One of my favorite topics for a team building session is the fundamental attribution error, or FAE for short.  The FAE is a concept in social psychology which says we tend to interpret our own behavior in terms of situational factors; I did what I did because it made sense given the circumstances.  But when it comes to the behavior of others, especially behavior we don’t like, we tend to interpret it in light of motivational or intentional factors.  You did what you did because you’re a jerk, or you have no respect for me, or you’re a control freak, or you’re just not a very responsible person.

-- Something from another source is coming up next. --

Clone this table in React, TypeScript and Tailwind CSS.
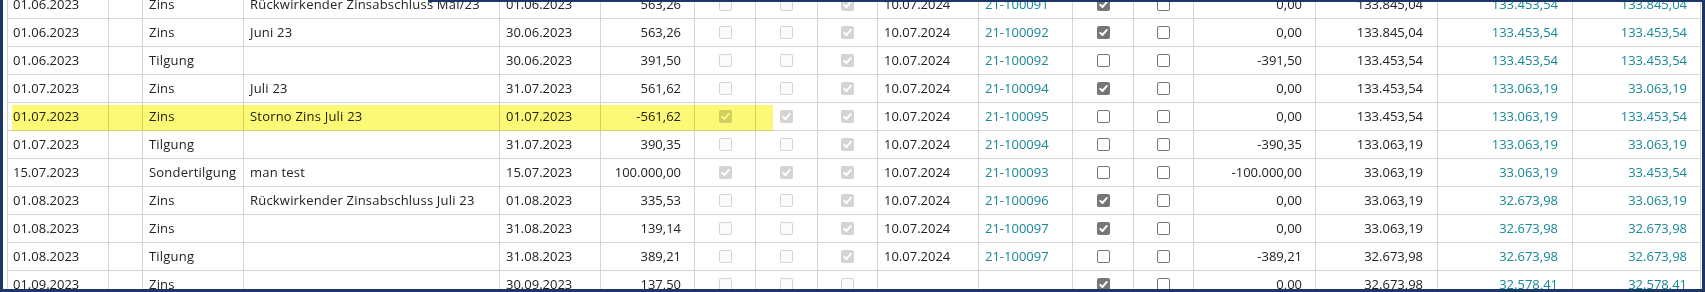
type Box = "u" | "c" | "du" | "dc";

type Row = {
  datum: string;
  typ: string;
  text: string;
  valuta: string;
  betrag: string;
  flags: [Box, Box, Box];
  buchung: string;
  beleg: string;
  gebucht: Box;
  manuell: Box;
  tilgung: string;
  saldo: string;
  sollSaldo: string;
  istSaldo: string;
};

const rows: Row[] = [
  { datum: "01.06.2023", typ: "Zins", text: "Rückwirkender Zinsabschluss Mai/23", valuta: "01.06.2023", betrag: "563,26", flags: ["du", "du", "dc"], buchung: "10.07.2024", beleg: "21-100091", gebucht: "c", manuell: "u", tilgung: "0,00", saldo: "133.845,04", sollSaldo: "133.453,54", istSaldo: "133.845,04" },
  { datum: "01.06.2023", typ: "Zins", text: "Juni 23", valuta: "30.06.2023", betrag: "563,26", flags: ["du", "du", "dc"], buchung: "10.07.2024", beleg: "21-100092", gebucht: "c", manuell: "u", tilgung: "0,00", saldo: "133.845,04", sollSaldo: "133.453,54", istSaldo: "133.453,54" },
  { datum: "01.06.2023", typ: "Tilgung", text: "", valuta: "30.06.2023", betrag: "391,50", flags: ["du", "du", "dc"], buchung: "10.07.2024", beleg: "21-100092", gebucht: "u", manuell: "u", tilgung: "-391,50", saldo: "133.453,54", sollSaldo: "133.453,54", istSaldo: "133.453,54" },
  { datum: "01.07.2023", typ: "Zins", text: "Juli 23", valuta: "31.07.2023", betrag: "561,62", flags: ["du", "du", "dc"], buchung: "10.07.2024", beleg: "21-100094", gebucht: "c", manuell: "u", tilgung: "0,00", saldo: "133.453,54", sollSaldo: "133.063,19", istSaldo: "33.063,19" },
  { datum: "01.07.2023", typ: "Zins", text: "Storno Zins Juli 23", valuta: "01.07.2023", betrag: "-561,62", flags: ["dc", "dc", "dc"], buchung: "10.07.2024", beleg: "21-100095", gebucht: "u", manuell: "u", tilgung: "0,00", saldo: "133.453,54", sollSaldo: "133.063,19", istSaldo: "133.453,54" },
  { datum: "01.07.2023", typ: "Tilgung", text: "", valuta: "31.07.2023", betrag: "390,35", flags: ["du", "du", "dc"], buchung: "10.07.2024", beleg: "21-100094", gebucht: "u", manuell: "u", tilgung: "-390,35", saldo: "133.063,19", sollSaldo: "133.063,19", istSaldo: "33.063,19" },
  { datum: "15.07.2023", typ: "Sondertilgung", text: "man test", valuta: "15.07.2023", betrag: "100.000,00", flags: ["dc", "dc", "dc"], buchung: "10.07.2024", beleg: "21-100093", gebucht: "u", manuell: "u", tilgung: "-100.000,00", saldo: "33.063,19", sollSaldo: "33.063,19", istSaldo: "33.453,54" },
  { datum: "01.08.2023", typ: "Zins", text: "Rückwirkender Zinsabschluss Juli 23", valuta: "01.08.2023", betrag: "335,53", flags: ["du", "du", "dc"], buchung: "10.07.2024", beleg: "21-100096", gebucht: "c", manuell: "u", tilgung: "0,00", saldo: "33.063,19", sollSaldo: "32.673,98", istSaldo: "33.063,19" },
  { datum: "01.08.2023", typ: "Zins", text: "", valuta: "31.08.2023", betrag: "139,14", flags: ["du", "du", "dc"], buchung: "10.07.2024", beleg: "21-100097", gebucht: "c", manuell: "u", tilgung: "0,00", saldo: "33.063,19", sollSaldo: "32.673,98", istSaldo: "32.673,98" },
  { datum: "01.08.2023", typ: "Tilgung", text: "", valuta: "31.08.2023", betrag: "389,21", flags: ["du", "du", "dc"], buchung: "10.07.2024", beleg: "21-100097", gebucht: "u", manuell: "u", tilgung: "-389,21", saldo: "32.673,98", sollSaldo: "32.673,98", istSaldo: "32.673,98" },
  { datum: "01.09.2023", typ: "Zins", text: "", valuta: "30.09.2023", betrag: "137,50", flags: ["du", "du", "du"], buchung: "", beleg: "", gebucht: "c", manuell: "u", tilgung: "0,00", saldo: "32.673,98", sollSaldo: "32.578,41", istSaldo: "32.578,41" },
];

const Check = ({ kind }: { kind: Box }) => {
  const base = "w-[13px] h-[13px] rounded-[2px] flex items-center justify-center";
  if (kind === "u") return <span className={`${base} border border-[#767676] bg-white`} />;
  if (kind === "du") return <span className={`${base} border border-[#d3d3d3] bg-[#fbfbfb]`} />;
  const bg = kind === "c" ? "bg-[#767676]" : "bg-[#d4d4d4]";
  return (
    <span className={`${base} ${bg}`}>
      <svg width="13" height="13" viewBox="0 0 13 13" fill="none">
        <path d="M3.2 6.8 L5.4 9 L9.9 3.9" stroke="white" strokeWidth="1.9" strokeLinecap="round" strokeLinejoin="round" />
      </svg>
    </span>
  );
};

const cell = "border-l border-b border-[#d5d5d8] flex items-center overflow-hidden whitespace-nowrap";
const left = `${cell} pl-[6px]`;
const words = `${left} tracking-[0.2px]`;
const right = `${cell} justify-end pr-[13px]`;
const box = `${cell} justify-center`;

const App = () => {
  return (
    <div className="relative w-[1705px] h-[292px] overflow-hidden bg-white border-l-[3px] border-r-[3px] border-b-[3px] border-[#1c3766] pl-[4px] pr-[1px] font-['Open_Sans',sans-serif] text-[13px] text-[#222]">
      <div className="-mt-[9px]">
        {rows.map((r, i) => (
          <div
            key={i}
            className="grid grid-cols-[101px_34px_101px_256px_101px_94px_61px_62px_60px_101px_94px_61px_60px_122px_122px_135px_129px] h-[28px]"
          >
            <div className={`${cell} pl-[5px]`}>{r.datum}</div>
            <div className={cell} />
            <div className={words}>{r.typ}</div>
            <div className={words}>{r.text}</div>
            <div className={left}>{r.valuta}</div>
            <div className={right}>{r.betrag}</div>
            {r.flags.map((f, j) => (
              <div key={j} className={box}>
                <Check kind={f} />
              </div>
            ))}
            <div className={left}>{r.buchung}</div>
            <div className={`${left} text-[#168896]`}>{r.beleg}</div>
            <div className={box}>
              <Check kind={r.gebucht} />
            </div>
            <div className={box}>
              <Check kind={r.manuell} />
            </div>
            <div className={right}>{r.tilgung}</div>
            <div className={`${right} pr-[14px]`}>{r.saldo}</div>
            <div className={`${right} pr-[14px] text-[#168896]`}>{r.sollSaldo}</div>
            <div className={`${right} pr-[7px] border-r text-[#168896]`}>{r.istSaldo}</div>
          </div>
        ))}
      </div>

      {/* marker highlight over the storno row */}
      <div className="absolute left-[9px] top-[105px] w-[761px] h-[26px] bg-[#fbf976] mix-blend-multiply pointer-events-none" />
      <div className="absolute left-[425px] top-0 right-0 h-[2px] bg-[#1c3766]" />
    </div>
  );
};

export default App;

When I talk about this there’s inevitably resistance from many in the group.  Are you saying that no one ever has bad intentions, they ask?  Then they begin to tell stories about various rotten teammates and bosses they’ve had over the years.  It’s usually the case that they “just know” why they did something annoying or disrespectful, but of course, they never checked out their stories with the guilty party because that would have been pointless (or too frustrating, or too difficult, etc.).

While it’s certainly true that we make up stories about each others’ bad intentions and fail to check them out all the time, it’s also true that some people do some incomprehensibly bad things that defy our ability to see them as motivated by situational factors.  My message is really more about giving teammates the benefit of the doubt than anything else.  But a recent blog post by Adam Grant, one of my favorite OD theorists and writers, gave me a flash of insight into this seemingly irreconcilable set of perspectives.    Grant examines various studies over the years which have found that ordinary people will do evil things in the right set of circumstances; for example, subjects recruited for a Stanford study on prisons and prison guard behavior quickly descended into cruel and power-hungry behavior.  But, Grant says, the studies fail to take into account the kind of people who are inclined to volunteer for such a study.  When psychologists Thomas Carnahan and Sam McFarland compared people who signed up for a psychological study of prison life with the general population, they found higher levels of aggression, narcissism and authoritarianism, and lower levels of empathy.  So it isn’t so much about a situation turning good people into bad people, but about certain types of people who seek out certain types of bad situations.  Referencing the Adolf Eichmann Nazi trial, Grant sums it up thus: “Bad people are more likely to opt into bad situations. When they band together, all too often, evil is the result.”

This might explain how we can feel so strongly about someone’s bad intentions sometimes, even though we haven’t done our homework.  It doesn’t change the need for us to give our teammates and colleagues the benefit of the doubt and have the uncomfortable conversations when they do something we don’t like; but it does explain how the FAE could be accurate and still not account for truly bad behavior.